* begin Supplied data *
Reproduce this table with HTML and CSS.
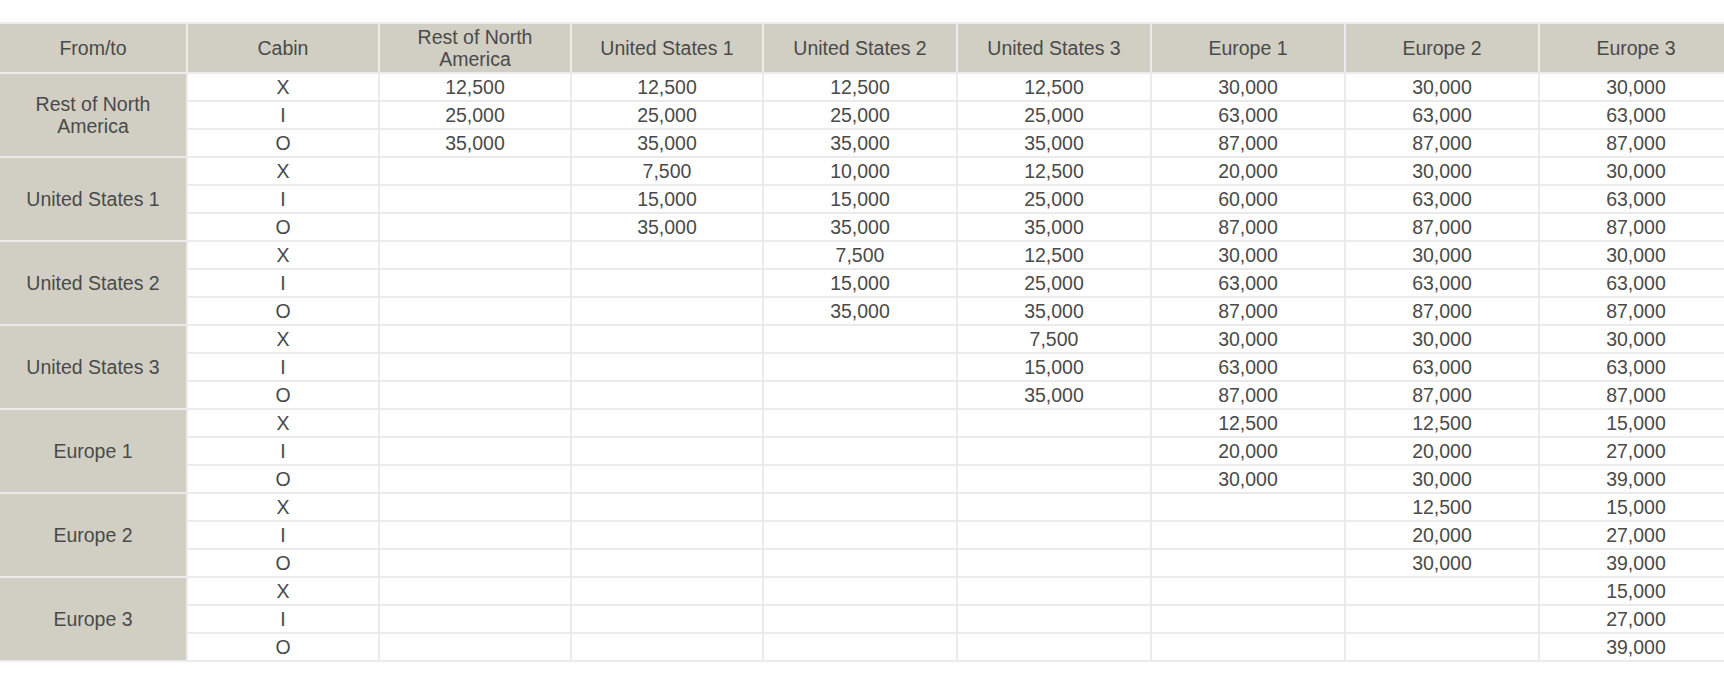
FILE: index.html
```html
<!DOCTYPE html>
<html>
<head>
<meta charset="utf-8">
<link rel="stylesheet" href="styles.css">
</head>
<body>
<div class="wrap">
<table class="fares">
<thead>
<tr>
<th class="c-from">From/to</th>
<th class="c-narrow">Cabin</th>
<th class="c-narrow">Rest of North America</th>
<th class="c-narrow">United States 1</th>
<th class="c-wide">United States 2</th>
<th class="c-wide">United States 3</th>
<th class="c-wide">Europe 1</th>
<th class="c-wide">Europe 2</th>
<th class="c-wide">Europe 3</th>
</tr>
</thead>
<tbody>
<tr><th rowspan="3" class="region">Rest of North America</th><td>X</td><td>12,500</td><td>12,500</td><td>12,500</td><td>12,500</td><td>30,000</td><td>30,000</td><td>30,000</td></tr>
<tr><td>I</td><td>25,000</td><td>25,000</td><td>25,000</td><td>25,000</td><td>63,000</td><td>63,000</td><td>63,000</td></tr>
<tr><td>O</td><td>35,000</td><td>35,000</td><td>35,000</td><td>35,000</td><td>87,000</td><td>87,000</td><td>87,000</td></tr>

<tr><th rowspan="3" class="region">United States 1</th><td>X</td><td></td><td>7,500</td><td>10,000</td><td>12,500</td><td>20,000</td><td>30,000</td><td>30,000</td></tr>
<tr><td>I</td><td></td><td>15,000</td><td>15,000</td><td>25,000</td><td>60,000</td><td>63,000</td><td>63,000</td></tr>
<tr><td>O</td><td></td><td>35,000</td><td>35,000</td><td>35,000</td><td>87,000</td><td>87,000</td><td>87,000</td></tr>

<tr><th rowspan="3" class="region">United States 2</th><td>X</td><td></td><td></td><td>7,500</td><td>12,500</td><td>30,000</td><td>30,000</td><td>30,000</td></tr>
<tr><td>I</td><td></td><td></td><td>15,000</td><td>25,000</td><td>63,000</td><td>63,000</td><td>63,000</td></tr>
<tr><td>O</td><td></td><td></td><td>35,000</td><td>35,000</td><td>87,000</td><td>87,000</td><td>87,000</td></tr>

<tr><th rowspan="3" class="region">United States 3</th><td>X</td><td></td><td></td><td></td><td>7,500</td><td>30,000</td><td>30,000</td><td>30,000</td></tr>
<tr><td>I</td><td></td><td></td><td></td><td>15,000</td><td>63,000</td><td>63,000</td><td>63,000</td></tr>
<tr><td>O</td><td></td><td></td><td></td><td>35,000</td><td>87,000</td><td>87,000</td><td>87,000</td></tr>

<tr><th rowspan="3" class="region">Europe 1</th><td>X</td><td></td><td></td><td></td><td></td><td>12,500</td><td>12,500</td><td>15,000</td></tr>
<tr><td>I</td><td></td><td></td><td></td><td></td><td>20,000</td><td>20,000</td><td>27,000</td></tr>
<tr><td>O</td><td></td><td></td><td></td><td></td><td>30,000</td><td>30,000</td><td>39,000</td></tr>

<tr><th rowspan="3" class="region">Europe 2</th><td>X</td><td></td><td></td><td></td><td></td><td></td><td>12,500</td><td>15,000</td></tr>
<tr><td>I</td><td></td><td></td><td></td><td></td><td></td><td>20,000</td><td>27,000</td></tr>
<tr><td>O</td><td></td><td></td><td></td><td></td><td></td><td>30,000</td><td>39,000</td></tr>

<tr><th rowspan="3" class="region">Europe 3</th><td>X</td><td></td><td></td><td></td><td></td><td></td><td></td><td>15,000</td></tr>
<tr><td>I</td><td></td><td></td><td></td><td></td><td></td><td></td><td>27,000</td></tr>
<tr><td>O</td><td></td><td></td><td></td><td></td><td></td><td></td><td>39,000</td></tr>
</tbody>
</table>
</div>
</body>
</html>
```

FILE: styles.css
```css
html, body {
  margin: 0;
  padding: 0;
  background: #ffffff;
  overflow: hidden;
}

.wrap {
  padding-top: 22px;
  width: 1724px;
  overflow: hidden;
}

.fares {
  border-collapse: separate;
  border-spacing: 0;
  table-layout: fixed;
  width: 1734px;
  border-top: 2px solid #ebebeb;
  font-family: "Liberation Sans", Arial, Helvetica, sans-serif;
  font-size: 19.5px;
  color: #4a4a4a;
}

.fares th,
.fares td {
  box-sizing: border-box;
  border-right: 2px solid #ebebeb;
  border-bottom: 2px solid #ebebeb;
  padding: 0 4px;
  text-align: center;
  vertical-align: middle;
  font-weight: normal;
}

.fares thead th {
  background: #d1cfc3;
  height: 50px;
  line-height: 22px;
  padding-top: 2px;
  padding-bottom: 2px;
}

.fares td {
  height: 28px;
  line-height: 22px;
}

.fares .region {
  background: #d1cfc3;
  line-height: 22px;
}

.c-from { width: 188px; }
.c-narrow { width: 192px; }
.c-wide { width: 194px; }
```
* end Supplied data *
* begin Supplied data *
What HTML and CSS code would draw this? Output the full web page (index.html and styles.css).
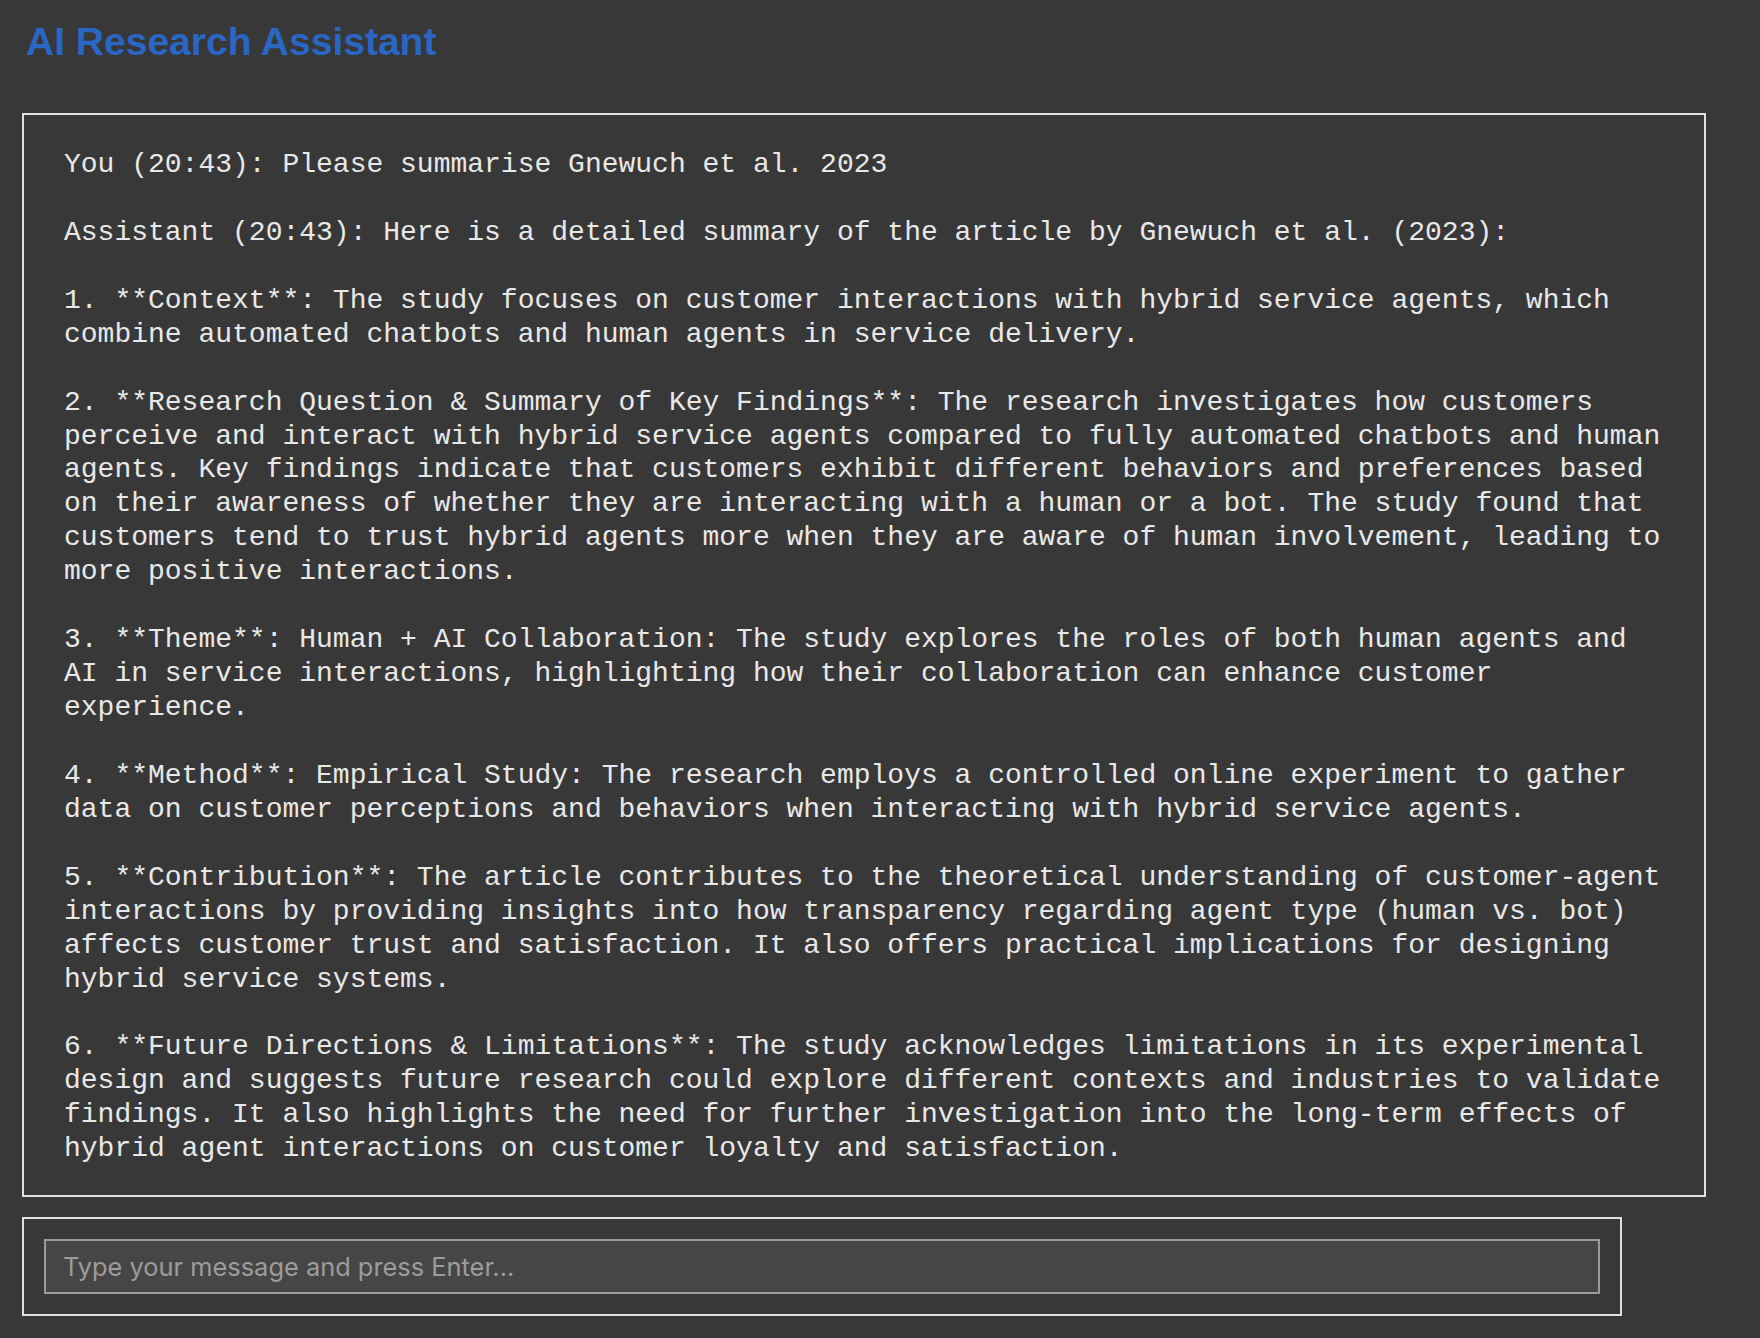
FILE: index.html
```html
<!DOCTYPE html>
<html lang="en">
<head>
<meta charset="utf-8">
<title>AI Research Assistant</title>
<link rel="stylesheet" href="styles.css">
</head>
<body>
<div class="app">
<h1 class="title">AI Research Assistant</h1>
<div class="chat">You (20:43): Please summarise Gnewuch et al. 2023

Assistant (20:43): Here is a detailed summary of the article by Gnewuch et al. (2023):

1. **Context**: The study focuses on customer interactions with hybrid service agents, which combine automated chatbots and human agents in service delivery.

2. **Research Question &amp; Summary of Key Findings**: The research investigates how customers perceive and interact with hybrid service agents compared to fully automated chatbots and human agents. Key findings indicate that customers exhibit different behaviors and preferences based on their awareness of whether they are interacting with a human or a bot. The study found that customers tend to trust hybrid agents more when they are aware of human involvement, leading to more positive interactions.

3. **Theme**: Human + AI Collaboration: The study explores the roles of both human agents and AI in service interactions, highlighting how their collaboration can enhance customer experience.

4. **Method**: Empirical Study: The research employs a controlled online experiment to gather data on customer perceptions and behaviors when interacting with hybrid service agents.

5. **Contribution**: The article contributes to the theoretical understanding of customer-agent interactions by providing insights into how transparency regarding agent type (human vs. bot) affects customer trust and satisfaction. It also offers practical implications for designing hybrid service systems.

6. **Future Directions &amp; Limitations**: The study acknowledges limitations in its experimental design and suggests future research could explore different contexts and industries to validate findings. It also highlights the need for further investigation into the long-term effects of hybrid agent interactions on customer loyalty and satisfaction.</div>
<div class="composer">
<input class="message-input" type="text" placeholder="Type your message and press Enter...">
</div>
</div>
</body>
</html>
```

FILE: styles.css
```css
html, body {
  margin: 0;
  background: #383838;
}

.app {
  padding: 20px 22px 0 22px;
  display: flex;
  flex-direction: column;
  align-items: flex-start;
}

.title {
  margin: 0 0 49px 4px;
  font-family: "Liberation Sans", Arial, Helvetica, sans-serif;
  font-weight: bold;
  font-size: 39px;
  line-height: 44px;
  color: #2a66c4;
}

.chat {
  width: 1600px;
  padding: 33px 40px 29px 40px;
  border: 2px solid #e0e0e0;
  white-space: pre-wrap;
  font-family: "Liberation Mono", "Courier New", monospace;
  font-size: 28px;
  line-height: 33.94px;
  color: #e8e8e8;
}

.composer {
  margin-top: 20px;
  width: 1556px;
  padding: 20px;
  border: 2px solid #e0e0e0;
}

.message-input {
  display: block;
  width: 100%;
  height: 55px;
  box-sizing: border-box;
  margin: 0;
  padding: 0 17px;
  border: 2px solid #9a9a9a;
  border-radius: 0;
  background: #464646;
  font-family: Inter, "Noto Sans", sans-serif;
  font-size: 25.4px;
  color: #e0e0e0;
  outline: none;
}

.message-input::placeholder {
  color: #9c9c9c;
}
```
* end Supplied data *
Scan the entries above for the word "this" and collect each line holding it.

Reproduce this table with HTML and CSS.
What HTML and CSS code would draw this? Output the full web page (index.html and styles.css).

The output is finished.